The new measure will support fiscal consolidation, make the tax system more efficient and equitable, and generate resources for social and development programs, the IMF, which approved a loan of $1.5 billion last year, said this week.

Tax revenue in Sri Lanka has risen to 12.4 percent of gross domestic product (GDP) in the last two years, recovering from an alarming fall to 10.1 percent in 2014.

The bill follows pressure from the IMF to hike revenues amid repeated balance of payment crises that saw Sri Lanka’s rupee currency depreciate 29 percent since 2008, as external borrowing spiked in the final phase of a 26-year war.

The previous government borrowed heavily to rebuild infrastructure after the war ended in 2009.

Junior Finance Minister Eran Wickremeratne said the new reforms would be fair and just, with possible cuts in indirect tax, which put an outsize burden on the poor versus the rich.

“There are people who earn a monthly 20,000 rupees, 200,0000 rupees, and 2 million rupees each. But all three pay the same indirect tax for a loaf of bread. This is not fair,” he said.
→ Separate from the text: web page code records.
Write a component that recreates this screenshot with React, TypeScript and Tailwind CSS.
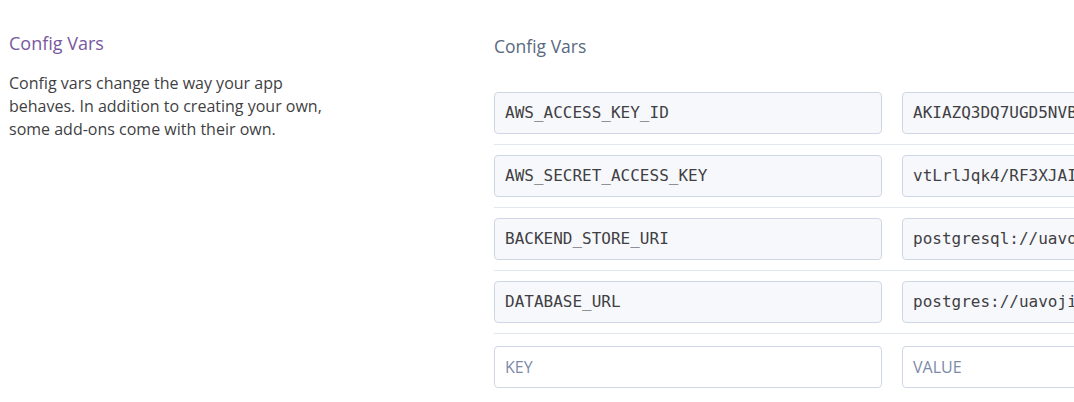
import React from "react";

const rows = [
  { k: "AWS_ACCESS_KEY_ID", v: "AKIAZQ3DQ7UGD5NVBXQ4" },
  { k: "AWS_SECRET_ACCESS_KEY", v: "vtLrlJqk4/RF3XJAIqwe82Kd" },
  { k: "BACKEND_STORE_URI", v: "postgresql://uavojimqkd" },
  { k: "DATABASE_URL", v: "postgres://uavojimqkdxp" },
];

const mono = { fontFamily: '"DejaVu Sans Mono", monospace' };

export default function App() {
  return (
    <div className="w-[1074px] h-[402px] overflow-hidden bg-white flex" style={{ fontFamily: '"Open Sans", "Noto Sans", sans-serif' }}>
      <div className="w-[485px] shrink-0 pl-[9px] pt-[30px]">
        <h2 className="text-[18px] leading-[27px] text-[#79589f]">Config Vars</h2>
        <p className="mt-[15px] w-[335px] text-[16px] leading-[23px] text-[#3f3f44]">
          Config vars change the way your app behaves. In addition to creating your own, some add-ons come with their own.
        </p>
      </div>
      <div className="flex-1 min-w-0 pl-[9px] pt-[34px]">
        <h3 className="text-[17.5px] leading-[25px] text-[#596981]">Config Vars</h3>
        <div className="mt-[33px] w-[900px]">
          {rows.map((r, i) => (
            <div key={i} className="flex gap-[20px] pb-[10px] pt-[10px] first:pt-0 border-b border-[#e3e7ef]">
              <div className="w-[388px] h-[42px] shrink-0 rounded-[4px] border border-[#cfd7e6] bg-[#f7f8fb] px-[10px] flex items-center text-[16px] text-[#3f3f44] whitespace-nowrap overflow-hidden" style={mono}>
                {r.k}
              </div>
              <div className="w-[388px] h-[42px] shrink-0 rounded-[4px] border border-[#cfd7e6] bg-[#f7f8fb] px-[10px] flex items-center text-[16px] text-[#3f3f44] whitespace-nowrap overflow-hidden" style={mono}>
                {r.v}
              </div>
            </div>
          ))}
          <div className="flex gap-[20px] pt-[12px]">
            <div className="w-[388px] h-[42px] shrink-0 rounded-[4px] border border-[#cfd7e6] bg-white px-[10px] flex items-center text-[16px] text-[#7c8aa8]">
              KEY
            </div>
            <div className="w-[388px] h-[42px] shrink-0 rounded-[4px] border border-[#cfd7e6] bg-white px-[10px] flex items-center text-[16px] text-[#7c8aa8]">
              VALUE
            </div>
          </div>
        </div>
      </div>
    </div>
  );
}
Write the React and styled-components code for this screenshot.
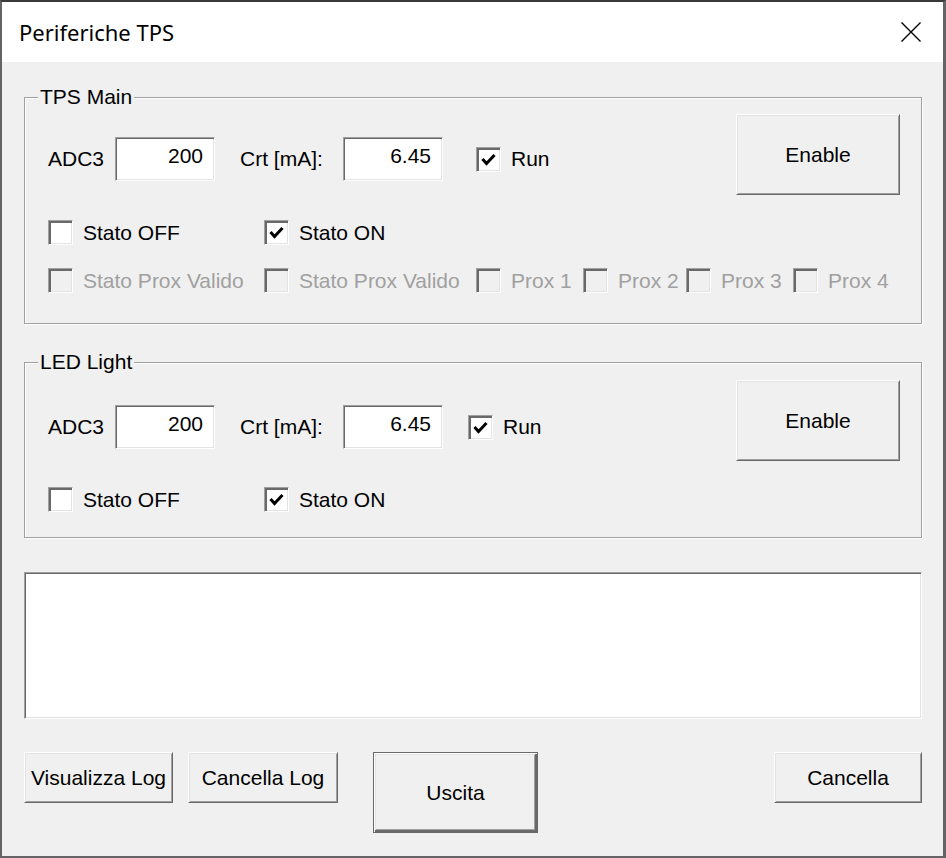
import React from "react";
import styled, { createGlobalStyle } from "styled-components";

const Global = createGlobalStyle`
  html, body { margin: 0; padding: 0; background: #f0f0f0; }
  * { box-sizing: border-box; }
`;

const Window = styled.div`
  width: 946px;
  height: 858px;
  display: flex;
  flex-direction: column;
  border-style: solid;
  border-color: #3a3a3a #646464 #646464 #646464;
  border-width: 2px 3px 2px 2px;
  background: #f0f0f0;
  font-family: "Liberation Sans", Arial, sans-serif;
  font-size: 21px;
  color: #000;
`;

const TitleBar = styled.div`
  height: 60px;
  flex: none;
  background: #fff;
  display: flex;
  align-items: center;
  padding: 0 22px 0 17px;
`;

const Title = styled.div`
  font-family: "Noto Sans", "Liberation Sans", sans-serif;
  font-size: 22px;
  flex: 1;
`;

const CloseIcon = () => (
  <svg width="20" height="20" viewBox="0 0 20 20">
    <path d="M0.5 0.5 L19.5 19.5 M19.5 0.5 L0.5 19.5" stroke="#000" strokeWidth="1.4" fill="none" />
  </svg>
);

const Body = styled.div`
  flex: 1;
  display: flex;
  flex-direction: column;
  padding: 35px 21px 0 22px;
`;

const Group = styled.div`
  position: relative;
  margin-top: ${(p) => p.$mt || 0}px;
  border: 1px solid #a0a0a0;
  box-shadow: inset 1px 1px 0 #fff, 1px 1px 0 #fff;
  display: grid;
  grid-template-columns: 1fr auto;
  align-items: start;
  padding: 0 21px ${(p) => p.$pb}px 23px;
`;

const Legend = styled.div`
  position: absolute;
  left: 13px;
  top: -13px;
  line-height: 24px;
  padding: 0 2px;
  background: #f0f0f0;
`;

const Row = styled.div`
  display: flex;
  align-items: center;
  grid-column: ${(p) => (p.$full ? "1 / -1" : "1")};
  height: ${(p) => p.$h}px;
  margin-top: ${(p) => p.$mt || 0}px;
`;

const FieldLabel = styled.div`
  width: ${(p) => p.$w}px;
  white-space: nowrap;
`;

const TextBox = styled.input`
  width: 100px;
  height: 44px;
  font-family: "Liberation Sans", Arial, sans-serif;
  font-size: 21px;
  color: #000;
  text-align: right;
  padding: 0 11px 6px 0;
  margin: 0;
  background: #fff;
  border: 1px solid;
  border-color: #a0a0a0 #fff #fff #a0a0a0;
  box-shadow: inset 1px 1px 0 #696969, inset -1px -1px 0 #e3e3e3;
  outline: none;
  margin-right: ${(p) => p.$mr || 0}px;
`;

const CheckItem = styled.div`
  display: flex;
  align-items: center;
  gap: 10px;
  width: ${(p) => (p.$w ? `${p.$w}px` : "auto")};
  flex: none;
  white-space: nowrap;
  color: ${(p) => (p.$disabled ? "#a0a0a0" : "#000")};
`;

const Box = styled.span`
  width: 25px;
  height: 25px;
  flex: none;
  display: flex;
  align-items: center;
  justify-content: center;
  background: ${(p) => (p.$disabled ? "#f0f0f0" : "#fff")};
  border: 1px solid;
  border-color: #a0a0a0 #fff #fff #a0a0a0;
  box-shadow: inset 2px 2px 0 #696969, inset -1px -1px 0 #e3e3e3;
`;

const Check = () => (
  <svg width="15" height="13" viewBox="0 0 15 13">
    <polyline points="1.5,6 5.5,10.5 13.5,2" stroke="#000" strokeWidth="3" fill="none" />
  </svg>
);

const CheckBox = ({ label, checked, disabled, w }) => (
  <CheckItem $w={w} $disabled={disabled}>
    <Box $disabled={disabled}>{checked && <Check />}</Box>
    <span>{label}</span>
  </CheckItem>
);

const Button = styled.button`
  width: ${(p) => p.$w}px;
  height: ${(p) => p.$h}px;
  flex: none;
  margin: ${(p) => p.$m || "0"};
  font-family: "Liberation Sans", Arial, sans-serif;
  font-size: 21px;
  color: #000;
  background: #f0f0f0;
  padding: 0;
  white-space: nowrap;
  border: 1px solid;
  border-color: ${(p) => (p.$default ? "#696969" : "#fff #696969 #696969 #fff")};
  box-shadow: ${(p) =>
    p.$default
      ? "inset 1px 1px 0 #fff, inset -2px -2px 0 #696969, inset 2px 2px 0 #e3e3e3, inset -3px -3px 0 #a0a0a0"
      : "inset 1px 1px 0 #e3e3e3, inset -1px -1px 0 #a0a0a0"};
`;

const SideButton = styled(Button)`
  grid-column: 2;
  grid-row: 1 / span 2;
`;

const LogBox = styled.div`
  margin-top: 34px;
  height: 147px;
  background: #fff;
  border: 1px solid;
  border-color: #a0a0a0 #fff #fff #a0a0a0;
  box-shadow: inset 1px 1px 0 #696969, inset -1px -1px 0 #e3e3e3;
`;

const ButtonRow = styled.div`
  display: flex;
  align-items: flex-start;
  margin-top: 33px;
`;

const DeviceRow = ({ runGap, mt }) => (
  <Row $h={44} $mt={mt}>
    <FieldLabel $w={67}>ADC3</FieldLabel>
    <TextBox readOnly value="200" $mr={25} />
    <FieldLabel $w={103}>Crt [mA]:</FieldLabel>
    <TextBox readOnly value="6.45" $mr={runGap} />
    <CheckBox label="Run" checked />
  </Row>
);

export default function App() {
  return (
    <>
      <Global />
      <Window>
        <TitleBar>
          <Title>Periferiche TPS</Title>
          <CloseIcon />
        </TitleBar>
        <Body>
          <Group $pb={30}>
            <Legend>TPS Main</Legend>
            <DeviceRow runGap={33} mt={39} />
            <SideButton $w={164} $h={81} $m="16px 0 0 0">Enable</SideButton>
            <Row $h={25} $mt={39}>
              <CheckBox label="Stato OFF" w={216} />
              <CheckBox label="Stato ON" checked />
            </Row>
            <Row $h={25} $mt={23} $full>
              <CheckBox label="Stato Prox Valido" disabled w={216} />
              <CheckBox label="Stato Prox Valido" disabled w={212} />
              <CheckBox label="Prox 1" disabled w={107} />
              <CheckBox label="Prox 2" disabled w={103} />
              <CheckBox label="Prox 3" disabled w={107} />
              <CheckBox label="Prox 4" disabled />
            </Row>
          </Group>

          <Group $mt={38} $pb={25}>
            <Legend>LED Light</Legend>
            <DeviceRow runGap={25} mt={42} />
            <SideButton $w={164} $h={81} $m="17px 0 0 0">Enable</SideButton>
            <Row $h={25} $mt={38}>
              <CheckBox label="Stato OFF" w={216} />
              <CheckBox label="Stato ON" checked />
            </Row>
          </Group>

          <LogBox />

          <ButtonRow>
            <Button $w={149} $h={51}>Visualizza Log</Button>
            <Button $w={150} $h={51} $m="0 0 0 15px">Cancella Log</Button>
            <Button $w={165} $h={81} $m="0 0 0 35px" $default>Uscita</Button>
            <Button $w={148} $h={51} $m="0 0 0 auto">Cancella</Button>
          </ButtonRow>
        </Body>
      </Window>
    </>
  );
}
Sri Lanka’s government revenue surpassed expectations to rise 17 percent in the first quarter on the year, fuelled by higher collections after a hike in Value-Added Tax since last November.

Tax revenue rose 9.2 percent to 1.66 trillion rupees ($11 billion) last year, as Sri Lanka achieved its budget deficit target of 5.4 percent of GDP, down from 7.4 percent in 2015.